The flawed repair/abandonment process relies on the weakest component of well design: cement.
The industry standard technique for the internal plugging of leaky wells is to place cement sealant on top of a bridge plug. In damaged permeable cement sheaths the practice is to inject cement through perforations (“cement squeeze”). With both procedures it is common to see a recurrence of leakage after 15 to 20 years as the cement ages and shrinks.
Since the problem is cement, why not eliminate it entirely and take advantage of the elastic properties of steel to create a permanent seal? Winterhawk has designed an alternate technology that addresses the problems created by cement in abandonments and in SCVF remediation.
The Winterhawk technology uses a combination of mechanical and thermal forces to expand the dynamic steel well casing radially against any existing cement sheath. The mechanical device—a series of stacked, expanding stainless-steel rings—provides sufficient force to expand the well casing and close off micro-annular leak paths. The thermal component is polymer-modified asphalt (PMA), which, used in conjunction with the tool, forms a plug inside the pipe. Material analysis on stainless steel and asphalt projects the technology will have a life expectancy of 300 years or more.
In instances where the cement sheath is damaged beyond repair (e.g., worm holes; large cracks), the liquid PMA can be used as a sealant and injected (“squeezed”) through abrasa-jet cuts in the casing. Access to the casing cement annulus is created with one or more partial circumferential slots through which the PMA may be injected. The PMA follows the micro-annular pathways through capillary action.
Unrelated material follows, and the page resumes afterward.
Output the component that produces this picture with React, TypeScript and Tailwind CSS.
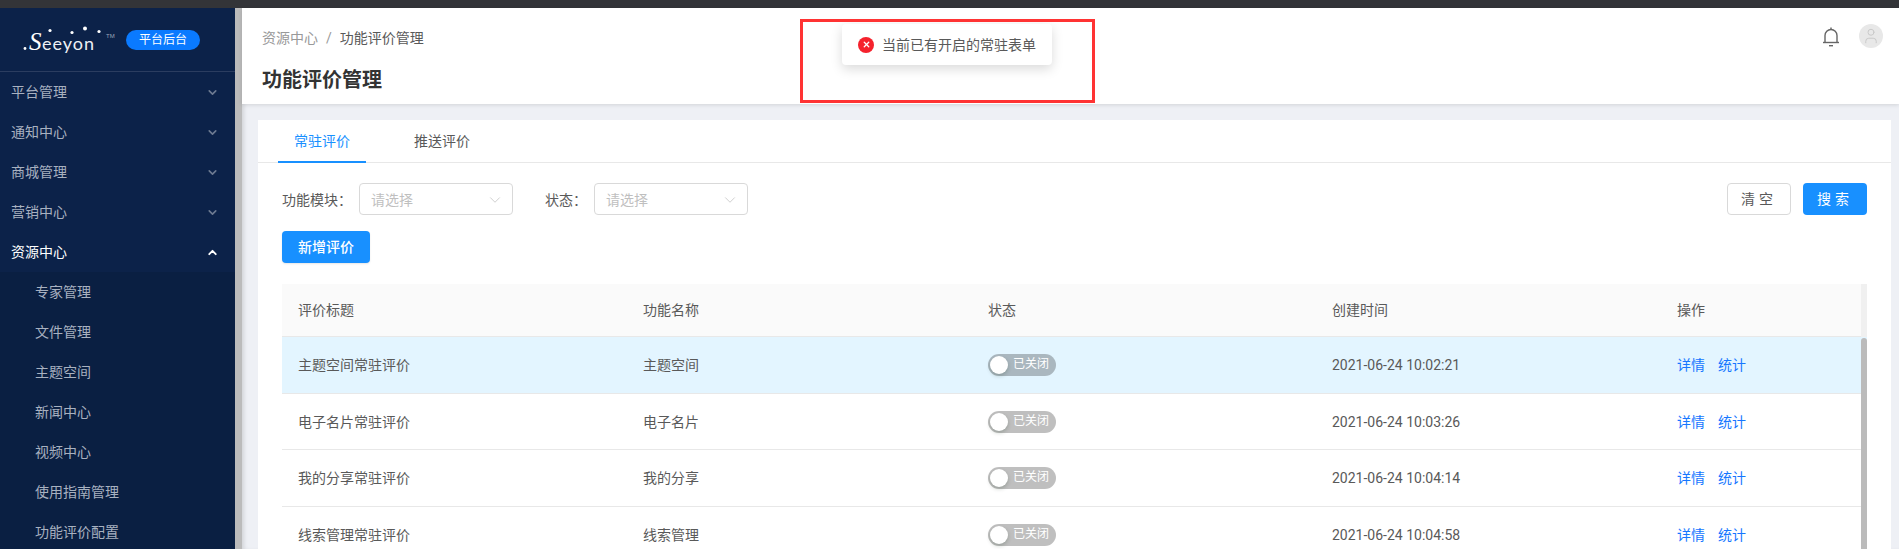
import { ChevronDown, ChevronUp, User, X } from "lucide-react";

const FONT = "font-['Roboto','Noto_Sans_CJK_SC',sans-serif]";

const topMenus = ["平台管理", "通知中心", "商城管理", "营销中心"];
const subMenus = ["专家管理", "文件管理", "主题空间", "新闻中心", "视频中心", "使用指南管理", "功能评价配置"];

const rows = [
  { title: "主题空间常驻评价", name: "主题空间", time: "2021-06-24 10:02:21", h: "h-[57px]", bg: "bg-[#e3f5ff]" },
  { title: "电子名片常驻评价", name: "电子名片", time: "2021-06-24 10:03:26", h: "h-[56px]", bg: "bg-white" },
  { title: "我的分享常驻评价", name: "我的分享", time: "2021-06-24 10:04:14", h: "h-[57px]", bg: "bg-white" },
  { title: "线索管理常驻评价", name: "线索管理", time: "2021-06-24 10:04:58", h: "h-[57px]", bg: "bg-white" },
];

// The logo is simple enough to set as live text with a few dots over it.
function Logo() {
  return (
    <svg width="92" height="30" viewBox="0 0 92 30" className="shrink-0">
      <circle cx="2" cy="23.5" r="1.4" fill="#fff" />
      <text x="6" y="25" fill="#fff" fontSize="25" fontStyle="italic" fontFamily="'Liberation Serif', serif">S</text>
      <text x="19" y="25" fill="#eef1f5" fontSize="18" letterSpacing="1" fontFamily="Lato, sans-serif" fontWeight="400">eeyon</text>
      <circle cx="27" cy="5.5" r="1.6" fill="#fff" />
      <circle cx="49" cy="7.5" r="1.6" fill="#fff" />
      <circle cx="62" cy="3.5" r="2" fill="#fff" />
      <circle cx="76" cy="6.5" r="1.6" fill="#fff" />
      <text x="83" y="13" fill="#9aa5b8" fontSize="6" fontFamily="'Liberation Sans', sans-serif">TM</text>
    </svg>
  );
}

function BellIcon() {
  return (
    <svg width="18" height="20" viewBox="0 0 18 20" fill="none" stroke="#666" strokeWidth="1.4" className="shrink-0">
      <path d="M3 15.5V8.5a6 6 0 0 1 12 0v7" />
      <path d="M1 15.5h16" />
      <path d="M9 .5v2" />
      <path d="M7 18.7h4" />
    </svg>
  );
}

function Sidebar() {
  return (
    <aside className="flex w-[235px] shrink-0 flex-col bg-[#0c2249]">
      <div className="flex h-[64px] shrink-0 items-center border-b border-[#2b3d60] pl-[23px]">
        <Logo />
        <span className="ml-[11px] flex h-5 w-[74px] items-center justify-center rounded-full bg-[#0a7aff] text-[12px] text-white">
          平台后台
        </span>
      </div>
      {topMenus.map((m) => (
        <div key={m} className="flex h-10 shrink-0 items-center justify-between pl-[11px] pr-[16px] text-sm text-[#a8b1c0]">
          {m}
          <ChevronDown size={13} strokeWidth={3} className="text-[#6d7a91]" />
        </div>
      ))}
      <div className="flex h-10 shrink-0 items-center justify-between pl-[11px] pr-[16px] text-sm text-white">
        资源中心
        <ChevronUp size={13} strokeWidth={3.5} className="text-white" />
      </div>
      <div className="flex-1 bg-[#0a1f42]">
        {subMenus.map((m) => (
          <div key={m} className="flex h-10 items-center pl-[35px] text-sm text-[#a8b1c0]">
            {m}
          </div>
        ))}
      </div>
    </aside>
  );
}

function Header() {
  return (
    <header className="flex h-[96px] shrink-0 justify-between bg-white pl-[20px] pr-[16px] shadow-[0_1px_4px_rgba(0,0,0,0.12)]">
      <div className="pt-[20px]">
        <div className="flex h-5 items-center text-sm">
          <span className="text-[#999]">资源中心</span>
          <span className="mx-[8px] text-[#999]">/</span>
          <span className="text-[#595959]">功能评价管理</span>
        </div>
        <h1 className="mt-[18px] text-[20px] font-semibold leading-7 text-[#333]">功能评价管理</h1>
      </div>
      <div className="flex items-start gap-[19px] pt-[16px]">
        <div className="pt-[3px]">
          <BellIcon />
        </div>
        <div className="flex h-6 w-6 items-center justify-center rounded-full bg-[#e8e8e8]">
          <User size={18} strokeWidth={1.3} className="text-[#c8c8c8]" />
        </div>
      </div>
    </header>
  );
}

function Select({ width }: { width: string }) {
  return (
    <div className={`flex h-8 items-center justify-between rounded border border-[#d9d9d9] bg-white pl-[11px] pr-[8px] pt-px text-sm text-[#bfbfbf] ${width}`}>
      请选择
      <ChevronDown size={18} strokeWidth={1} className="text-[#bfbfbf]" />
    </div>
  );
}

function Filters() {
  return (
    <>
      <div className="mt-[20px] flex items-center pl-[24px] pr-[24px] text-sm text-[#595959]">
        <span className="w-[77px] pt-px">功能模块：</span>
        <Select width="w-[154px]" />
        <span className="ml-[32px] w-[49px] pt-px">状态：</span>
        <Select width="w-[154px]" />
        <button className="ml-auto h-8 w-16 rounded border border-[#d9d9d9] bg-white tracking-[4px] text-[#595959]">清空</button>
        <button className="ml-3 h-8 w-16 rounded bg-[#1890ff] tracking-[4px] text-white">搜索</button>
      </div>
      <div className="mt-4 pl-[24px]">
        <button className="h-8 w-[88px] rounded bg-[#1890ff] text-sm font-medium text-white shadow-[0_1px_2px_rgba(0,0,0,0.1)]">新增评价</button>
      </div>
    </>
  );
}

function Table() {
  const cols = "grid grid-cols-[345px_345px_344px_345px_1fr] items-center pl-[16px] pr-[6px]";
  return (
    <div className="relative mx-[24px] mt-[21px] text-sm">
      <div className={`${cols} h-[53px] border-b border-[#e8e8e8] bg-[#fafafa] text-[#595959]`}>
        <span>评价标题</span>
        <span>功能名称</span>
        <span>状态</span>
        <span>创建时间</span>
        <span>操作</span>
      </div>
      {rows.map((r) => (
        <div key={r.title} className={`${cols} ${r.h} ${r.bg} border-b border-[#e8e8e8] text-[#595959]`}>
          <span>{r.title}</span>
          <span>{r.name}</span>
          <span className="flex h-[22px] w-[68px] items-center rounded-full bg-black/25 pl-[2px] text-[12px] text-white">
            <span className="h-[18px] w-[18px] rounded-full bg-white shadow-[0_2px_4px_rgba(0,35,11,0.2)]" />
            <span className="ml-[5px]">已关闭</span>
          </span>
          <span>{r.time}</span>
          <span className="flex gap-[13px] text-[#1677ff]">
            <span>详情</span>
            <span>统计</span>
          </span>
        </div>
      ))}
      {/* Table's own scrollbar: pale track beside the head, grey thumb below it. */}
      <div className="absolute right-0 top-0 h-[53px] w-[6px] bg-[#f0f0f0]" />
      <div className="absolute bottom-0 right-0 top-[54px] w-[6px] rounded-t bg-[#bbbbbb]" />
    </div>
  );
}

export default function App() {
  return (
    <div className={`relative flex h-screen w-full flex-col overflow-hidden bg-[#eef0f5] ${FONT}`}>
      <div className="h-2 shrink-0 bg-[#333438]" />
      <div className="flex min-h-0 flex-1">
        <Sidebar />
        <div className="w-[7px] shrink-0 bg-[#bbbbbb]" />
        <main className="flex min-w-0 flex-1 flex-col shadow-[inset_4px_0_4px_-2px_rgba(0,0,0,0.12)]">
          <Header />
          <section className="ml-[16px] mr-2 mt-4 flex-1 bg-white">
            <div className="flex h-[43px] border-b border-[#e8e8e8] pl-[20px] text-sm">
              <div className="-mb-px flex w-[88px] items-center justify-center border-b-2 border-[#1890ff] text-[#1890ff]">常驻评价</div>
              <div className="ml-[32px] flex w-[88px] items-center justify-center text-[#595959]">推送评价</div>
            </div>
            <Filters />
            <Table />
          </section>
        </main>
      </div>

      {/* Error toast and the red annotation box drawn over the page. */}
      <div className="absolute left-[842px] top-[24px] flex h-[41px] w-[210px] items-center rounded bg-white pl-4 text-sm text-[#595959] shadow-[0_4px_12px_rgba(0,0,0,0.15)]">
        <span className="flex h-4 w-4 items-center justify-center rounded-full bg-[#f5222d]">
          <X size={9} strokeWidth={3.5} className="text-white" />
        </span>
        <span className="ml-2">当前已有开启的常驻表单</span>
      </div>
      <div className="pointer-events-none absolute left-[800px] top-[19px] h-[84px] w-[295px] border-[3px] border-[#ff3333]" />
    </div>
  );
}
The viscosity of the PMA is less than that of cement slurry, yet it is extremely tenacious. When set, it will create a robust bond with the steel casing and the reservoir rock. The PMA sets in less than 20 minutes and does not require high-injection pressures or flow rates.
By replacing cement with a relatively low-cost alternate sealant reinforced by an expanding stainless-steel labyrinth seal, Winterhawk’s technology will provide secure abandonments and offer a high-integrity, long-life means to remediate SCVF wells.